Improving older adults’ hearing helps their cognitive functioning

Photo credit: Sofia Shultz

by Daniel Fink, MD, Chair, The Quiet Coalition

I have written about the relationship between hearing loss and cognitive impairment before and reported on evidence that strongly suggests that improving hearing for older people may delay or prevent the onset of dementia. While many still consider dementia to be an inevitable consequence of aging, research shows that up to 40% of cases of dementia have potentially treatable or preventable causes. Of these, hearing loss is the single largest treatable cause.

The evidence keeps mounting that treating hearing loss does indeed prevent dementia. The latest report is in JAMA Otolaryngology Head & Neck Surgery. Insertion of cochlear implants in older adults at risk for mild cognitive impairment improved their cognitive function. What differentiates this report from previous studies is a focus on patients who already had evidence of cognitive impairment.

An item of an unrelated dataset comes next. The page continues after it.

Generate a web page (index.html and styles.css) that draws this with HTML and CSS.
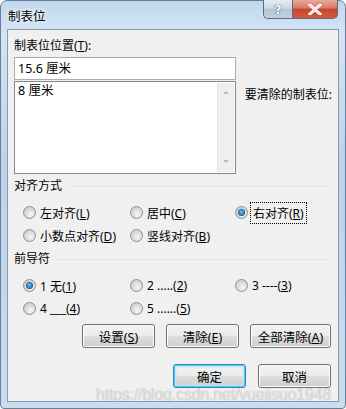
FILE: index.html
```html
<!DOCTYPE html>
<html lang="zh-CN">
<head>
<meta charset="UTF-8" />
<title>制表位</title>
<link rel="stylesheet" href="styles.css">
</head>
<body>
<div class="window">
  <div class="titlebar">
    <span class="title">制表位</span>
    <div class="caption-btns">
      <span class="cap help">?</span>
      <span class="cap close">
        <svg width="14" height="11" viewBox="0 0 14 11"><path d="M2 1 L12 10 M12 1 L2 10" stroke="#fff" stroke-width="3" stroke-linecap="square"/><path d="M2 1 L12 10 M12 1 L2 10" stroke="#7a3a30" stroke-width="0.6" fill="none" opacity="0.4"/></svg>
      </span>
    </div>
  </div>

  <div class="client">
    <div class="label">制表位位置(<u>T</u>):</div>
    <div class="stops">
      <div class="stop-col">
        <div class="textbox">15.6 厘米</div>
        <div class="listbox">
          <div class="items">8 厘米</div>
          <div class="scrollbar">
            <span class="arrow up"></span>
            <span class="arrow down"></span>
          </div>
        </div>
      </div>
      <div class="clear-label">要清除的制表位:</div>
    </div>

    <div class="group">对齐方式</div>
    <div class="radios">
      <label class="radio"><span class="dot"></span><span>左对齐(<u>L</u>)</span></label>
      <label class="radio"><span class="dot"></span><span>居中(<u>C</u>)</span></label>
      <label class="radio"><span class="dot on"></span><span class="focus">右对齐(<u>R</u>)</span></label>
      <label class="radio"><span class="dot"></span><span>小数点对齐(<u>D</u>)</span></label>
      <label class="radio"><span class="dot"></span><span>竖线对齐(<u>B</u>)</span></label>
    </div>

    <div class="group">前导符</div>
    <div class="radios">
      <label class="radio"><span class="dot on"></span><span>1 无(<u>1</u>)</span></label>
      <label class="radio"><span class="dot"></span><span>2 .....(<u>2</u>)</span></label>
      <label class="radio"><span class="dot"></span><span>3 ----(<u>3</u>)</span></label>
      <label class="radio"><span class="dot"></span><span>4 ___(<u>4</u>)</span></label>
      <label class="radio"><span class="dot"></span><span>5 ......(<u>5</u>)</span></label>
    </div>

    <div class="actions">
      <button class="btn">设置(<u>S</u>)</button>
      <button class="btn">清除(<u>E</u>)</button>
      <button class="btn wide">全部清除(<u>A</u>)</button>
    </div>
    <div class="actions bottom">
      <button class="btn default">确定</button>
      <button class="btn">取消</button>
    </div>

    <div class="watermark">https://blog.csdn.net/yuejisuo1948</div>
  </div>
</div>
</body>
</html>
```

FILE: styles.css
```css
body {
  margin: 0;
  background: #fff;
  font-family: "Noto Sans", "Noto Sans CJK SC", sans-serif;
  font-size: 12px;
  color: #000;
}
u {
  text-decoration: underline;
  text-underline-offset: 1px;
}
.window {
  width: 346px;
  height: 409px;
  box-sizing: border-box;
  border: 1px solid #6d7e91;
  border-radius: 7px 7px 4px 4px;
  background: linear-gradient(180deg, #c2d8ee 0%, #d3e4f5 8%, #bcd3ec 40%, #c9dcf1 100%);
  padding: 0 6px 6px;
  display: flex;
  flex-direction: column;
}
.titlebar {
  height: 28px;
  display: flex;
  align-items: flex-start;
  justify-content: space-between;
}
.title {
  margin: 5px 0 0 1px;
  font-size: 12.5px;
  color: #000;
  text-shadow: 0 0 6px #fff, 0 0 3px #fff;
}
.caption-btns {
  display: flex;
  margin-top: -1px;
  margin-right: 1px;
}
.cap {
  height: 19px;
  box-sizing: border-box;
  border: 1px solid #5d6b7a;
  border-top: none;
  display: flex;
  align-items: center;
  justify-content: center;
}
.help {
  width: 29px;
  border-right: none;
  border-radius: 0 0 0 5px;
  background: linear-gradient(180deg, #e4ecf4 0%, #cdd9e6 45%, #b3c4d6 50%, #c2d2e2 100%);
  color: #fff;
  font-family: "DejaVu Sans", sans-serif;
  font-weight: bold;
  font-size: 13px;
  text-shadow: 0 0 1px #3c4a58, 0 0 1px #3c4a58;
}
.close {
  width: 46px;
  border-radius: 0 0 5px 0;
  background: linear-gradient(180deg, #e8a89c 0%, #d77a68 45%, #c74530 50%, #d25a42 100%);
}
.client {
  flex: 1;
  position: relative;
  overflow: hidden;
  background: #f0f0f0;
  border: 1px solid #8b9aab;
  padding: 8px 6px 0 6px;
}
.label {
  height: 16px;
  line-height: 16px;
}
.stops {
  display: flex;
  margin-top: 3px;
}
.stop-col {
  width: 222px;
}
.textbox {
  height: 23px;
  box-sizing: border-box;
  border: 1px solid #abadb3;
  background: #fff;
  padding: 0 3px;
  line-height: 21px;
  font-size: 12.5px;
}
.listbox {
  margin-top: 1px;
  height: 93px;
  box-sizing: border-box;
  border: 1px solid #828790;
  background: #fff;
  display: flex;
}
.items {
  flex: 1;
  padding: 1px 3px;
  line-height: 15px;
  font-size: 12.5px;
}
.scrollbar {
  width: 17px;
  margin: 1px 1px 1px 0;
  background: #efefef;
  border-left: 1px solid #e6e6e6;
  display: flex;
  flex-direction: column;
  justify-content: space-between;
  align-items: center;
  padding: 8px 0 9px;
  box-sizing: border-box;
}
.arrow {
  width: 0;
  height: 0;
  border-left: 3px solid transparent;
  border-right: 3px solid transparent;
}
.arrow.up {
  border-bottom: 3px solid #b9b9b9;
}
.arrow.down {
  border-top: 3px solid #b9b9b9;
}
.clear-label {
  margin: 30px 0 0 9px;
  white-space: nowrap;
  line-height: 16px;
}
.group {
  margin-top: 4px;
  height: 16px;
  line-height: 16px;
  display: flex;
  align-items: center;
  gap: 6px;
}
.group::after {
  content: "";
  flex: 1;
  height: 1px;
  background: #dde6ef;
}
.radios {
  display: grid;
  grid-template-columns: 107px 105px auto;
  grid-auto-rows: 23px;
  margin: 7px 0 4px 9px;
}
.radio {
  display: flex;
  align-items: center;
  gap: 4px;
  white-space: nowrap;
}
.dot {
  width: 13px;
  height: 13px;
  box-sizing: border-box;
  border-radius: 50%;
  border: 1px solid #8f8f8f;
  background: radial-gradient(circle at 60% 65%, #f6f6f6 0%, #d8d8d8 55%, #c8c8c8 100%);
  flex: none;
  position: relative;
}
.dot.on::after {
  content: "";
  position: absolute;
  left: 3px;
  top: 3px;
  width: 5px;
  height: 5px;
  border-radius: 50%;
  background: radial-gradient(circle at 45% 40%, #8fd3f8 0%, #2a8bcb 45%, #0a4f88 100%);
  box-shadow: 0 0 0 1px #1d5f93;
}
.focus {
  outline: 1px dotted #000;
  outline-offset: 1px;
  padding: 0 1px;
}
.actions {
  display: flex;
  justify-content: flex-end;
  gap: 11px;
  margin: 3px 1px 0 0;
}
.actions.bottom {
  margin-top: 16px;
  gap: 12px;
}
.btn {
  width: 73px;
  height: 24px;
  box-sizing: border-box;
  border: 1px solid #707070;
  border-radius: 3px;
  background: linear-gradient(180deg, #f3f3f3 0%, #ebebeb 48%, #dddddd 52%, #cfcfcf 100%);
  box-shadow: inset 0 0 0 1px #fcfcfc;
  font-family: inherit;
  font-size: 12.5px;
  color: #000;
  padding: 0;
}
.btn.wide {
  width: 81px;
}
.btn.default {
  border-color: #3c7fb1;
  box-shadow: inset 0 0 0 1px #48d1fc, inset 0 0 2px 2px #b4e6f9;
}
.watermark {
  position: absolute;
  left: 88px;
  top: 356px;
  font-family: "Liberation Sans", Arial, sans-serif;
  font-size: 16px;
  letter-spacing: -0.2px;
  line-height: 18px;
  color: rgba(255, 255, 255, 0.55);
  text-shadow: 0 0 1px rgba(110, 110, 110, 0.55);
  white-space: nowrap;
  pointer-events: none;
}
```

The only treatments for hearing loss are amplification, i.e., hearing aids, and cochlear implantation, which is reserved for patients who are profoundly hearing impaired. Neither treatment restores normal hearing.

As I have written before, unlike thinning, graying hair, hearing loss is not part of normal physiological aging. It largely represents noise-induced hearing loss, the only type of hearing loss that is entirely preventable.

Avoid loud noise, leave the noisy environment, or use hearing protection to preserve your auditory health, and you can hear for an entire lifetime.